Sur ses propres actions, Snowden a déclaré que d'après le principe de Nuremberg, inséré dans le droit international après la Seconde Guerre mondiale, « les individus ont des devoirs internationaux qui dépassent les obligations nationales d'obéissance. Par conséquent chaque citoyen a le devoir de violer les lois nationales pour empêcher les crimes contre la paix et l'humanité de se produire. » (Lire : Snowden dénonce la campagne de menaces et d'agressions menée par les Etats-Unis)

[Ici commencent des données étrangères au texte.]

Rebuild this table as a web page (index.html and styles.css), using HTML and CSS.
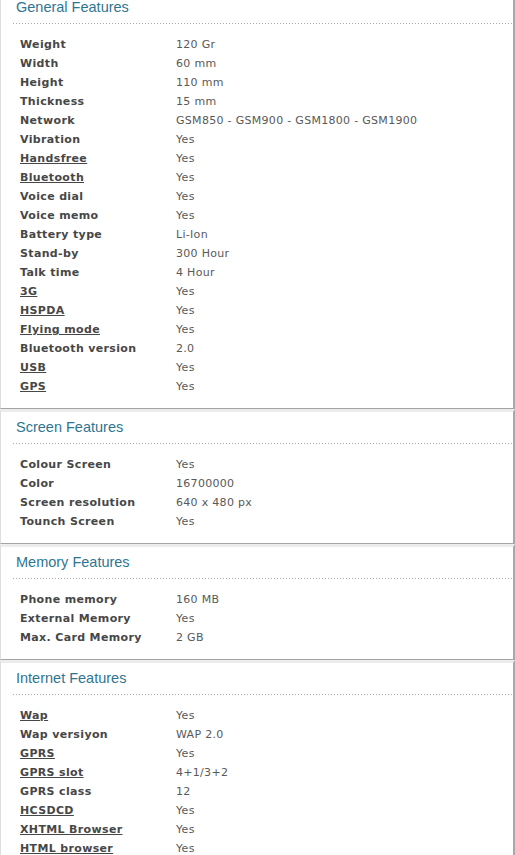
FILE: index.html
```html
<!DOCTYPE html>
<html>
<head>
<meta charset="utf-8">
<link rel="stylesheet" href="styles.css">
</head>
<body>
<div class="page">
  <section class="card">
    <h2 class="title">General Features</h2>
    <div class="dots"></div>
    <dl class="specs">
      <div class="row"><dt>Weight</dt><dd>120 Gr</dd></div>
      <div class="row"><dt>Width</dt><dd>60 mm</dd></div>
      <div class="row"><dt>Height</dt><dd>110 mm</dd></div>
      <div class="row"><dt>Thickness</dt><dd>15 mm</dd></div>
      <div class="row"><dt>Network</dt><dd>GSM850 - GSM900 - GSM1800 - GSM1900</dd></div>
      <div class="row"><dt>Vibration</dt><dd>Yes</dd></div>
      <div class="row"><dt><a class="link">Handsfree</a></dt><dd>Yes</dd></div>
      <div class="row"><dt><a class="link">Bluetooth</a></dt><dd>Yes</dd></div>
      <div class="row"><dt>Voice dial</dt><dd>Yes</dd></div>
      <div class="row"><dt>Voice memo</dt><dd>Yes</dd></div>
      <div class="row"><dt>Battery type</dt><dd>Li-Ion</dd></div>
      <div class="row"><dt>Stand-by</dt><dd>300 Hour</dd></div>
      <div class="row"><dt>Talk time</dt><dd>4 Hour</dd></div>
      <div class="row"><dt><a class="link">3G</a></dt><dd>Yes</dd></div>
      <div class="row"><dt><a class="link">HSPDA</a></dt><dd>Yes</dd></div>
      <div class="row"><dt><a class="link">Flying mode</a></dt><dd>Yes</dd></div>
      <div class="row"><dt>Bluetooth version</dt><dd>2.0</dd></div>
      <div class="row"><dt><a class="link">USB</a></dt><dd>Yes</dd></div>
      <div class="row"><dt><a class="link">GPS</a></dt><dd>Yes</dd></div>
    </dl>
  </section>
  <section class="card">
    <h2 class="title">Screen Features</h2>
    <div class="dots"></div>
    <dl class="specs">
      <div class="row"><dt>Colour Screen</dt><dd>Yes</dd></div>
      <div class="row"><dt>Color</dt><dd>16700000</dd></div>
      <div class="row"><dt>Screen resolution</dt><dd>640 x 480 px</dd></div>
      <div class="row"><dt>Tounch Screen</dt><dd>Yes</dd></div>
    </dl>
  </section>
  <section class="card">
    <h2 class="title">Memory Features</h2>
    <div class="dots"></div>
    <dl class="specs">
      <div class="row"><dt>Phone memory</dt><dd>160 MB</dd></div>
      <div class="row"><dt>External Memory</dt><dd>Yes</dd></div>
      <div class="row"><dt>Max. Card Memory</dt><dd>2 GB</dd></div>
    </dl>
  </section>
  <section class="card">
    <h2 class="title">Internet Features</h2>
    <div class="dots"></div>
    <dl class="specs">
      <div class="row"><dt><a class="link">Wap</a></dt><dd>Yes</dd></div>
      <div class="row"><dt>Wap versiyon</dt><dd>WAP 2.0</dd></div>
      <div class="row"><dt><a class="link">GPRS</a></dt><dd>Yes</dd></div>
      <div class="row"><dt><a class="link">GPRS slot</a></dt><dd>4+1/3+2</dd></div>
      <div class="row"><dt>GPRS class</dt><dd>12</dd></div>
      <div class="row"><dt><a class="link">HCSDCD</a></dt><dd>Yes</dd></div>
      <div class="row"><dt><a class="link">XHTML Browser</a></dt><dd>Yes</dd></div>
      <div class="row"><dt><a class="link">HTML browser</a></dt><dd>Yes</dd></div>
    </dl>
  </section>
</div>
</body>
</html>
```
FILE: styles.css
```css
html, body {
  margin: 0;
  padding: 0;
  background: #ffffff;
}
.page {
  width: 515px;
  margin-top: -8px;
  overflow: hidden;
}
.card {
  width: 512px;
  background: #ffffff;
  border-left: 1px solid #dedede;
  border-right: 2px solid #a8a8a8;
  border-bottom: 1px solid #a4a4a4;
  padding: 7px 0 12px 0;
}
.card + .card {
  border-top: 3px solid #ececec;
}
.title {
  margin: 0 0 7px 15px;
  font-family: "Liberation Sans", Arial, sans-serif;
  font-size: 14.5px;
  line-height: 17px;
  font-weight: normal;
  color: #2f7592;
}
.dots {
  height: 1px;
  margin-left: 12px;
  background-image: repeating-linear-gradient(to right, #a9a9a9 0 1px, transparent 1px 3px);
}
.specs {
  margin: 11px 0 0 19px;
  padding: 0;
  font-family: "DejaVu Sans", Verdana, sans-serif;
  font-size: 11px;
  line-height: 19px;
}
.row {
  display: flex;
}
.row dt {
  width: 156px;
  flex: none;
  font-weight: bold;
  color: #474747;
  letter-spacing: 0.35px;
}
.row dd {
  margin: 0;
  color: #595959;
  letter-spacing: 0.3px;
}
.link {
  text-decoration: underline;
  color: #474747;
}
```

La demande polie du Guardian disant que « ce doit être à un jury civil de décider » du sort de Snowden est une insulte à l'intelligence de ses lecteurs. Nous parlons de l'Amérique de 2013, dont le gouvernement organise des détentions illégales, avec torture et simulation de noyade (« waterboarding ») à Guantanamo et Abu Ghraïb. Washington envisage soit de tuer Snowden, soit de le traiter comme le soldat Bradley Manning, qui a aidé à faire fuiter des milliers de documents confidentiels à WikiLeaks en 2010. Après son arrestation, Manning a été incarcéré dans une prison militaire pendant 1 100 jours. Durant cette période, il a été torturé par l'isolement, la nudité forcée, et les mauvais traitements infligés par les gardes. Il passe maintenant en cour martiale devant un juge qui a des pouvoirs pratiquement illimités. Le gouvernement cherche à lui donner une peine de prison maximale de 150 ans, mais le juge a également la possibilité de condamner ce jeune homme à la peine capitale.

Le gouvernement Obama n'est pas engagé dans un « débat » sur son programme d'espionnage illégal et constitutionnel. C'est un gouvernement qui tue des citoyens américains sans mandat ni procès, qui a déclaré son droit à détenir toute personne pour une durée indéfinie sans mandat ni procès, qui a organisé un quasi-état de siège contre la population de Boston, en violation du quatrième des dix amendements qui constituent le Bill of Rights [déclaration des droits fondamentaux], et qui a orchestré la chasse aux sorcières internationale et illégale pour empêcher Snowden de chercher asile. Tout ce que ce gouvernement veut, c'est de faire taire Snowden par n'importe quel moyen. Le Guardian veut qu'il soit livré à ses persécuteurs.